God Told Me To- Stop Worrying and Embrace the Good Enough

The streak had to be broken, right? My seventh movie in the project wasn't that good. It wasn't that bad also, but… it was okay. Just okay. Nothing spectacular, nothing to fancy about, nothing worth remembering from, one of those movies that you just watch and 5 seconds later you don't remember anything about it or from it. God Told Me To was a watch & forget nothing more and nothing less.
It is a movie about a cop who investigates a series of murders committed by unconnected and too ordinary men. Slowly but steadily he learns that there's far more to it than what meets the eye. Yeah, even the plot is a big cliché, but at least the director knows how to do it. ;-)
And after this movie I did learn something. I learned that not every session has to be perfect, or great. In order for those really great sessions to feel great, they have to feel unique, well above the rest in terms of their level and all. If the rest of the sessions are nice, good and enjoyable, the campaign is in good hands.

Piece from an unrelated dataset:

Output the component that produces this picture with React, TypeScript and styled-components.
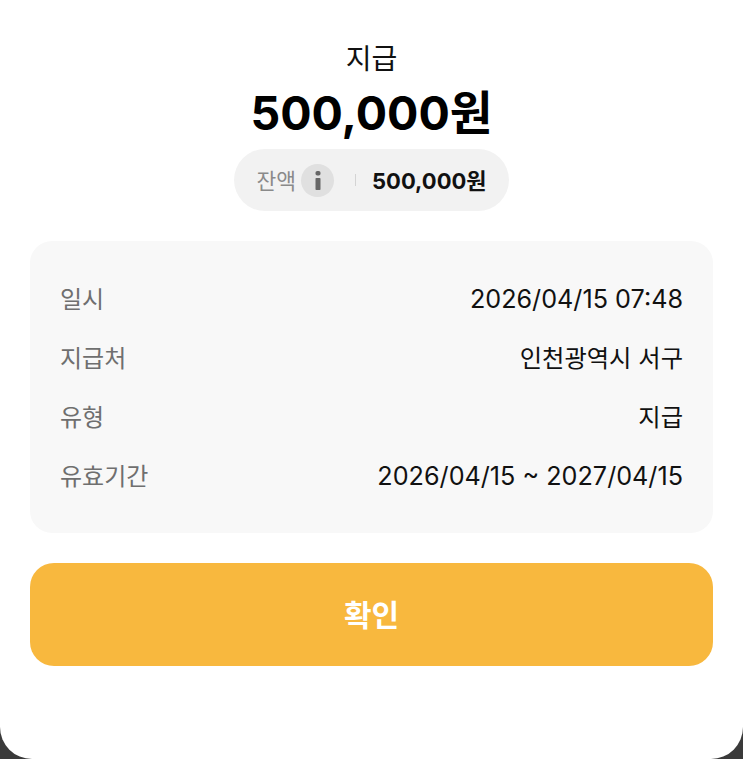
import React from 'react';
import styled, { createGlobalStyle } from 'styled-components';

const GlobalStyle = createGlobalStyle`
  html, body {
    margin: 0;
    padding: 0;
    background: #3a3a3a;
    overflow: hidden;
  }
  body {
    font-family: Inter, "Noto Sans CJK KR", sans-serif;
  }
`;

const Sheet = styled.div`
  width: 743px;
  height: 759px;
  box-sizing: border-box;
  padding: 42px 30px 0;
  background: #fff;
  border-radius: 0 0 32px 32px;
  display: flex;
  flex-direction: column;
`;

const Header = styled.div`
  display: flex;
  flex-direction: column;
  align-items: center;
`;

const Title = styled.div`
  font-size: 28px;
  line-height: 34px;
  color: #111;
`;

const Amount = styled.div`
  margin-top: 7px;
  font-size: 46.5px;
  line-height: 60px;
  font-weight: 700;
  color: #000;
`;

const BalancePill = styled.div`
  margin-top: 6px;
  height: 62px;
  box-sizing: border-box;
  padding: 0 22px;
  display: flex;
  align-items: center;
  background: #f2f2f2;
  border-radius: 31px;
`;

const BalanceLabel = styled.span`
  font-size: 21.5px;
  color: #8a8a8a;
  margin-bottom: 2px;
`;

const InfoBadge = styled.span`
  width: 33px;
  height: 33px;
  margin-left: 5px;
  border-radius: 50%;
  background: #e0e0e0;
  display: flex;
  align-items: center;
  justify-content: center;
  color: #666;
`;

const Divider = styled.span`
  width: 1px;
  height: 12px;
  margin: 0 17px 0 21px;
  background: #d4d4d4;
`;

const BalanceValue = styled.span`
  font-size: 22px;
  font-weight: 700;
  color: #111;
  margin-left: -1px;
  margin-bottom: 2px;
`;

const DetailCard = styled.div`
  margin-top: 30px;
  height: 292px;
  box-sizing: border-box;
  padding: 37px 30px 0;
  background: #f8f8f8;
  border-radius: 22px;
  display: flex;
  flex-direction: column;
  gap: 21px;
`;

const DetailRow = styled.div`
  height: 38px;
  display: flex;
  align-items: center;
  justify-content: space-between;
  font-size: 24px;
`;

const DetailLabel = styled.span`
  color: #6f6f6f;
`;

const DetailValue = styled.span<{ $numeric?: boolean }>`
  color: #111;
  font-size: ${(p) => (p.$numeric ? '25.2px' : '24.3px')};
  padding-top: ${(p) => (p.$numeric ? '4px' : '0')};
`;

const ConfirmButton = styled.button`
  margin-top: 30px;
  height: 103px;
  width: 100%;
  padding: 0 0 3px;
  border: none;
  border-radius: 24px;
  background: #f8b83e;
  color: #fff;
  font-family: inherit;
  font-size: 30px;
  font-weight: 700;
`;

const rows = [
  { label: '일시', value: '2026/04/15 07:48', numeric: true },
  { label: '지급처', value: '인천광역시 서구' },
  { label: '유형', value: '지급' },
  { label: '유효기간', value: '2026/04/15 ~ 2027/04/15', numeric: true },
];

const InfoIcon = () => (
  <svg width="6" height="19" viewBox="0 0 6 19" fill="currentColor">
    <rect x="0.5" y="0" width="5" height="4.5" rx="1.8" />
    <rect x="0.5" y="7" width="5" height="12" rx="0.8" />
  </svg>
);

export default function App() {
  return (
    <Sheet>
      <GlobalStyle />
      <Header>
        <Title>지급</Title>
        <Amount>500,000원</Amount>
        <BalancePill>
          <BalanceLabel>잔액</BalanceLabel>
          <InfoBadge>
            <InfoIcon />
          </InfoBadge>
          <Divider />
          <BalanceValue>500,000원</BalanceValue>
        </BalancePill>
      </Header>
      <DetailCard>
        {rows.map((row) => (
          <DetailRow key={row.label}>
            <DetailLabel>{row.label}</DetailLabel>
            <DetailValue $numeric={row.numeric}>{row.value}</DetailValue>
          </DetailRow>
        ))}
      </DetailCard>
      <ConfirmButton>확인</ConfirmButton>
    </Sheet>
  );
}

And for me, that was kinda new. I learned to accept bad days, or sessions that were almost perfect, but sessions that are just nice- that was inconceivable. I expected from each one of my sessions to be at the very least almost perfect. And the sessions just took too much energy from me, and there were days that I came from the sessions depressed because they didn't live to my expectations.
And I don't know, maybe it is just a certain stage in my GMing career that had to come. And yet, this movie ranked better than some perfect movies like Cronos. And it says that maybe, just maybe, sometimes a nice and no spectacular session is better than the most perfect session imaginable. Sometimes "nice" is just enough.

How about you? When did you learn this truth? And what did you think about this movie?